The real reason I am scared is because what we, the American people, have become. A bunch of vicious caged monkey throwing our feces and hurling unoriginal insults like fairy or snowflake or calling people racist for holding different political beliefs than our own.

It’s the Tomi Lahren’s, Don Lemon’s and Rush Limbaugh’s who are responsible for the madness. So-called journalists who know as much about fairness and accuracy as I know about quantum physics or performing in a Disney on Ice Show dressed in a seven-foot Goofy suit. TV and radio journalists — if you can call them that — need to remember their original roles: To serve as a watchdog for the American people. To provide a system of checks and balances that keep the Establishments running on the straight and narrow instead of whipping their audiences into frenzies faster than an IHOP chef has to make pancakes at 2 a.m. on Saturday after last call at the bar.

We all know politics is the most vicious game of them all. A thousand linebackers hopped up on cocaine, crystal meth and Dexamyl wouldn’t last one second in a political office. Dick Butkus and Lawrence Taylor are known for their tenacity and bone-crushing hits, but even they would get chewed up and spit out by the Political Machine.

Political campaigns are no longer won and lost on the backs of ideas, ideals and facts. Instead, they are won by those who can wrestle in the mud with pigs and enjoy it more than the bovine. Kidnap your opponent’s kids. Come up with unoriginal nicknames for them. Hell, even suggest he or she might not only wrestle with pigs, but also fornicate with them.

Lyndon B. Johnson is said to have used this trick in one of his earliest campaigns in Texas. The race was close and Johnson was getting scared. He told his manager to create a massive rumor concerning his opponent’s life-long habit of enjoying carnal knowledge with barnyard animals.

“You can’t get away with calling him a pig-fucker,” the campaign manager argued. “Nobody’s going to believe a thing like that.”

“I know,” Johnson replied, “but let’s make the sonofabitch deny it.”

Therein lies the point. The truth doesn’t matter. The real point of accusing your enemy of having sex with pigs is to force him or her to deny it. True or not, the image is so vivid it sticks in the voters’ minds, permanently damaging your enemy’s reputation. And Johnson was operating in the pre-Internet age. Today’s online political debates are emotions first, facts a distant second.

Nobody wins like this. It’s like an eight-hour soccer game that ends in a draw. Nobody benefits, except for the teams’ managements and TV networks who rake in the dough off merchandise, ticket and advertising sales.

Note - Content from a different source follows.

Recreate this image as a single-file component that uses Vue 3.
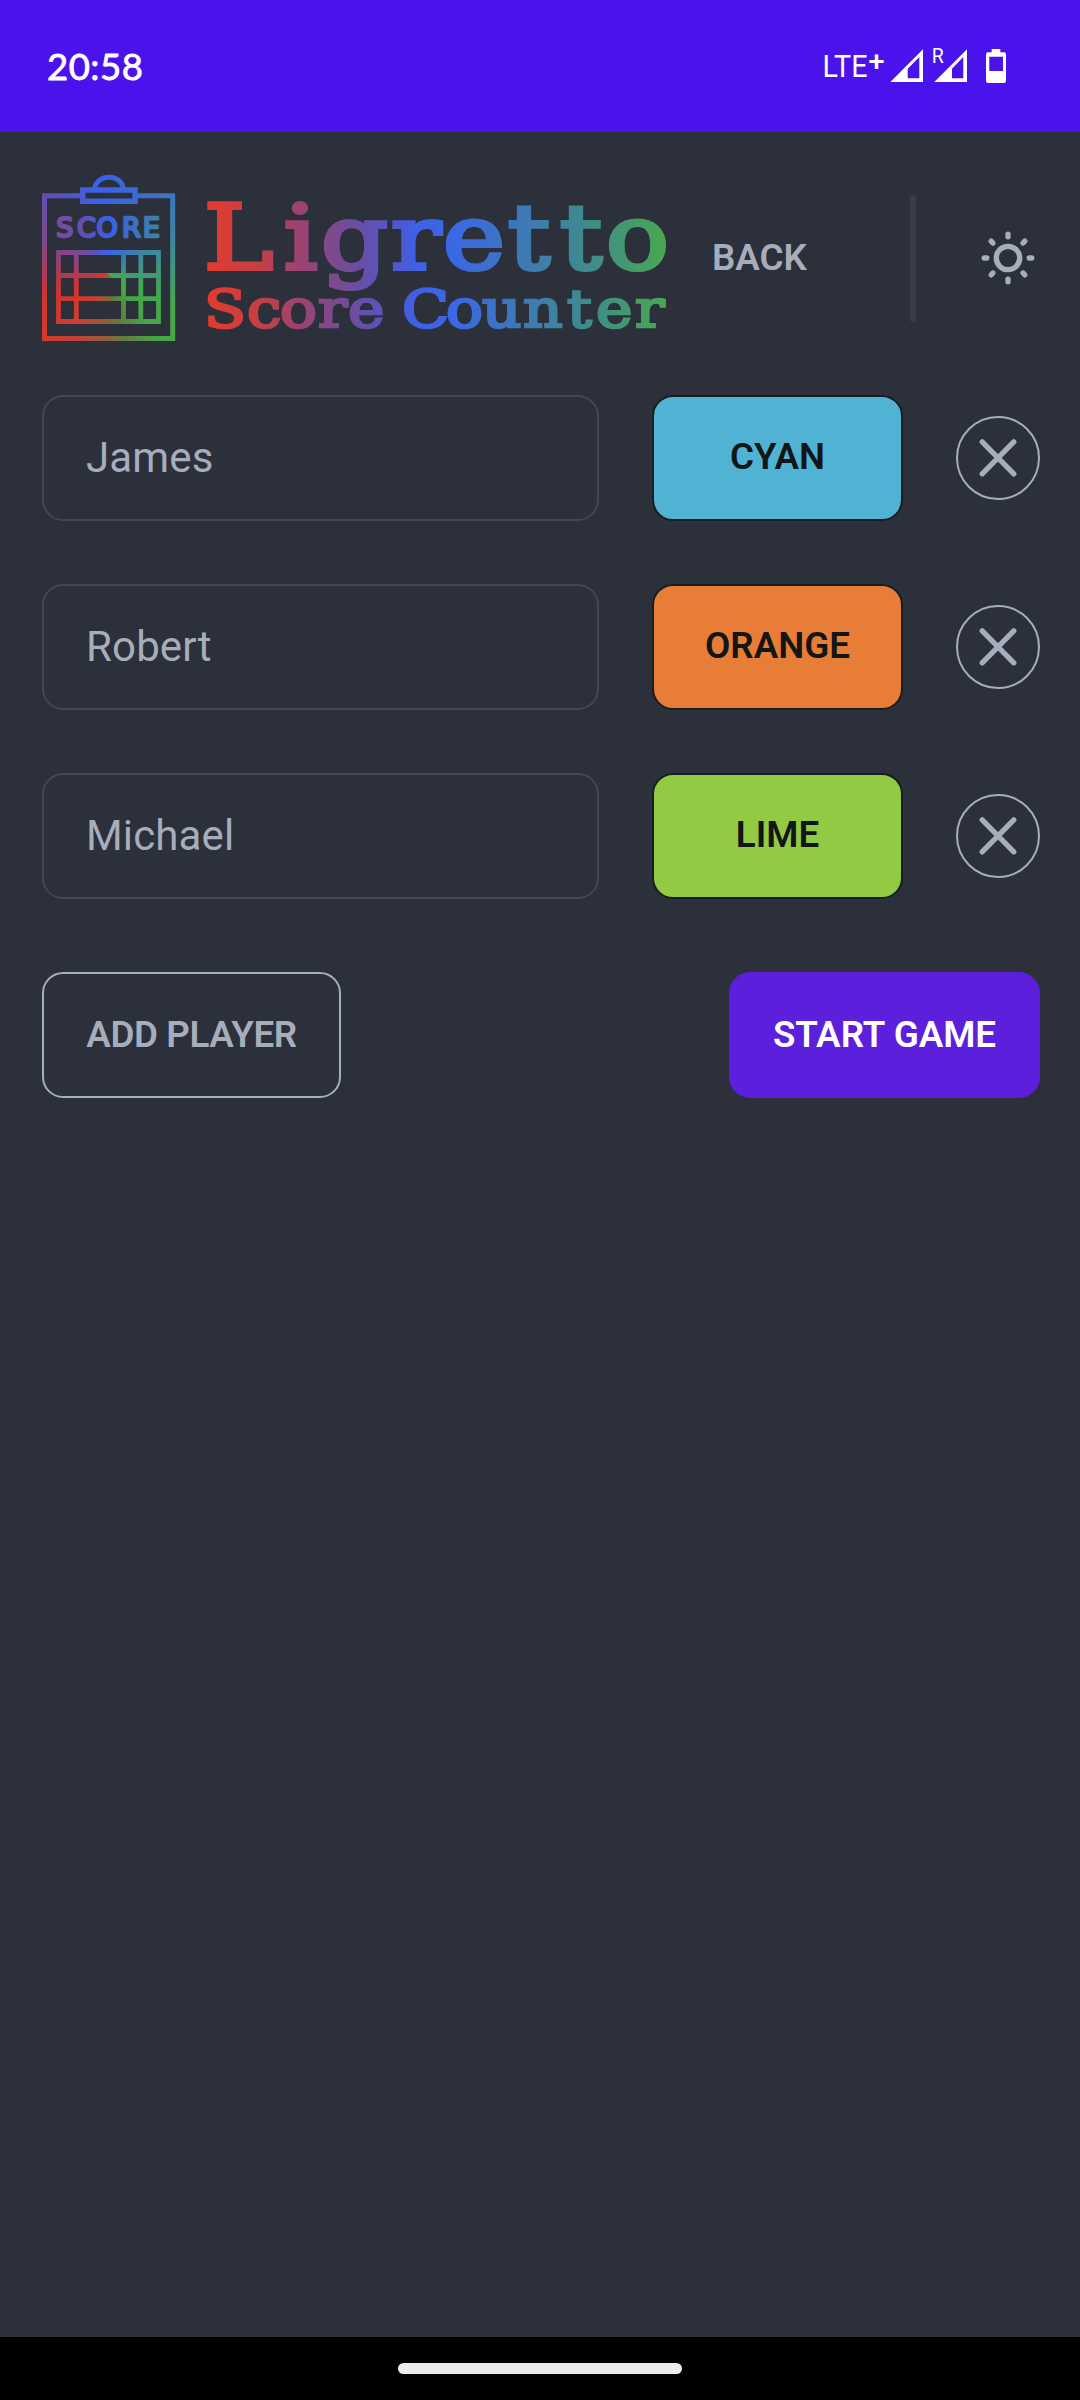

And that’s exactly what American politics have become. Eight-hour soccer games where nobody, but the political elites and Murdoch and Turner empires win.

But whoa. Take it easy on the bombast, Davin. Nobody likes a cynical, know-it-all. Especially one who is 34-years-old and still lives with his parents. Let’s refocus and get back to the point at hand: Marley’s quote.

John Adams once said: “There is nothing which I dread so much as a division of the republic into two great parties, each arranged under its leader, and concerting measures in opposition to each other. This, in my humble apprehension, is to be dreaded as the greatest political evil under our constitution.”

We have failed to listen to Adams’ words. We have become a nation obsessed with a two-party political system.

Nobody wins when we are split down party lines. It’s like a football game that goes into a hundred overtimes and ends in a tie. When we are divided, we become easier to rule. Like the old adage goes: “If you don’t stand for something, you’ll fall for anything.”

Rather than constructing divides, we need to unite and fight against the games being played by those who rule over and control us. There are 324,118,787 people in this country. This is pale in comparison to the 519,682 elected officials currently serving in various roles. If all of us came together, put aside our differences and worked towards the common good of this country, we would be a dangerous force. If we united and starting demanding accountability from our elected officials — no matter the party — then they would straighten up faster than juvenile delinquents at a Scared Straight initiative.

Let’s stop the bickering and realize we all want the same things in life. Find love. Have a career. Be successful. Find love. Wanting our kids to be happy and safe and surpass us in our success. We want to be safe from tyranny, protected from violence and live our lives anyway we sit fit without interference from Big Brother.

We need to be the change we want to see. Open the door for a complete stranger. Help a struggling old lady get her groceries into the car. Smile and have a few nice words for a stranger. It’s time to start sharing love, peace, compassion and tolerance with others.

After all, the people who are trying to make this world a worse place are not taking a day off … Why should we? Light up the darkness.